OPINION: In the wake of the Queensland state election, and in the run-up to the election in NSW privatisation is, once again, a hot topic.

Predictably, Labor is running a scare campaign that makes Henny Penny look like an optimist. If we privatise electricity distribution in NSW then not only will the sky fall in but the ground on which we walk will be in trouble, too. We will rue the day we deigned to discuss it. The Liberal party is no slouch in the scare stakes either: privatisation is so obviously right that we'll tie building roads and basic infrastructure to it. No sell the poles and wires, no good stuff.

I'm not so sure.

There are sensible arguments on both sides of the privatisation debate. We just haven't heard them yet. So here goes.
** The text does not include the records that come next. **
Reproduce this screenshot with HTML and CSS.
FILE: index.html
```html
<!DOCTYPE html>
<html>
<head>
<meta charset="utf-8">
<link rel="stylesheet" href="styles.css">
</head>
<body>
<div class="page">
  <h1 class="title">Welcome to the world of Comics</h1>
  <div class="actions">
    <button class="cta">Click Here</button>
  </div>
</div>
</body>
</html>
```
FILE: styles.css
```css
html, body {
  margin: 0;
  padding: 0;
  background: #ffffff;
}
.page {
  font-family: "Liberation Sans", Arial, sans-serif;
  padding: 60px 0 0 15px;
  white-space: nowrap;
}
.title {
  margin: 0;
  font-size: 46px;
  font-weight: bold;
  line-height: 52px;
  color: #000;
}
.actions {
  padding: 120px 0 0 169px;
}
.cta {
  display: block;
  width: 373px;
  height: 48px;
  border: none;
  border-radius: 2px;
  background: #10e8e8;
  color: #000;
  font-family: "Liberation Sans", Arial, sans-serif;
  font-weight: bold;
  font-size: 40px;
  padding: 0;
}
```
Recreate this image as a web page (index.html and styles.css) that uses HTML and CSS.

Most people would agree with the following statement: there are some things that government should pay for. National defence, primary and secondary education, basic healthcare – these are things that almost all of us acknowledge that government should pay for.

But what should government own? After all, we could give students (or their parents) a voucher for education primary and secondary education. The same goes for healthcare. Just because government should pay for some stuff doesn't mean they should own it. After all, the government can outsource all sorts of functions to private-sector companies who face competitive pressure to do a good job at a low cost.

Yet sometimes government should not just pay for things, it should own them, too. Not often, but sometimes. And it's useful to understand when and why. The most insightful example is prisons – as Harvard economists Oliver Hart and Andrei Shleifer pointed out in 1997, along with Robert Vishny of the University of Chicago, in a now classic academic paper in the world's oldest and most highly regarded economics journal: The Quarterly Journal of Economics.

Imagine privatising a prison. The downside of public ownership is that the warden who runs the prison has terribly weak incentives to cut costs and find efficiencies. He or she is just an employee, after all. In contrast, private ownership will provide strong incentives for cost reduction because the private provider gets all the benefit of cost reductions. But if quality – such as how prisoners are treated and what rehabilitation services are provided – is hard to describe in a contract then these incentives might be too strong. Private prisons could cut costs by providing substandard treatment and insufficient rehabilitation services.

This is hard to dismiss as ivory-tower academic waffle. There's plenty of evidence about how privatised prisons treat prisoners. And it ain't pretty.

In a world of perfect foresight and perfect contracts none of this would matter. But in the real world there is a trade-off. Private ownership provides big incentives for cost cutting, but it typically comes at the expense of quality. Public ownership provides weak incentives across the board. The key question is how hard it is to contract on what the government wants from a private provider.

The public debate that I listen to right now involves pretty silly arguments on both sides. On the left: "These are essential services" – subtext: "I wish the government could run everything, but we've lost that fight, and this is the last asset standing." On the right: "Business is more efficient than government" – subtext: "I don't trust public-sector-types to run a bath, let alone a $20 billion business."

The key in all of this is that privatised entities will respond to incentives – they will cut costs. But experience teaches us that they will cut costs across the board, and there are some things we, as a society, want more rather than less of. "Quality" and "innovation" are chief among those things.

So what about poles and wires in New South Wales? To make a serious case against privatisation requires pointing to big issues that the government cannot contract on in the process. It's hard to see what those might be. This is a simple business with easily measurable outputs. We all know what quality electricity provision means and the technology is well understood. Privatisation would provide incentives for cost reduction and free up much-needed capital for the state government.

Government should own things when, and only when, it is hard to describe what "quality provision" means and hence residual rights of control are important. Poles and wires in New South Wales is not such a case. Both sides of politics would do well to drop the ideological pronouncements and get pragmatic.

Privatising these assets is neither "right" nor "wrong". It's just efficient and sensible. Like most things in life, it involves a tradeoff. But this one is clear. The New South Wales government has no business being in the electricity business.

Richard Holden is Professor of Economics at the UNSW Business School.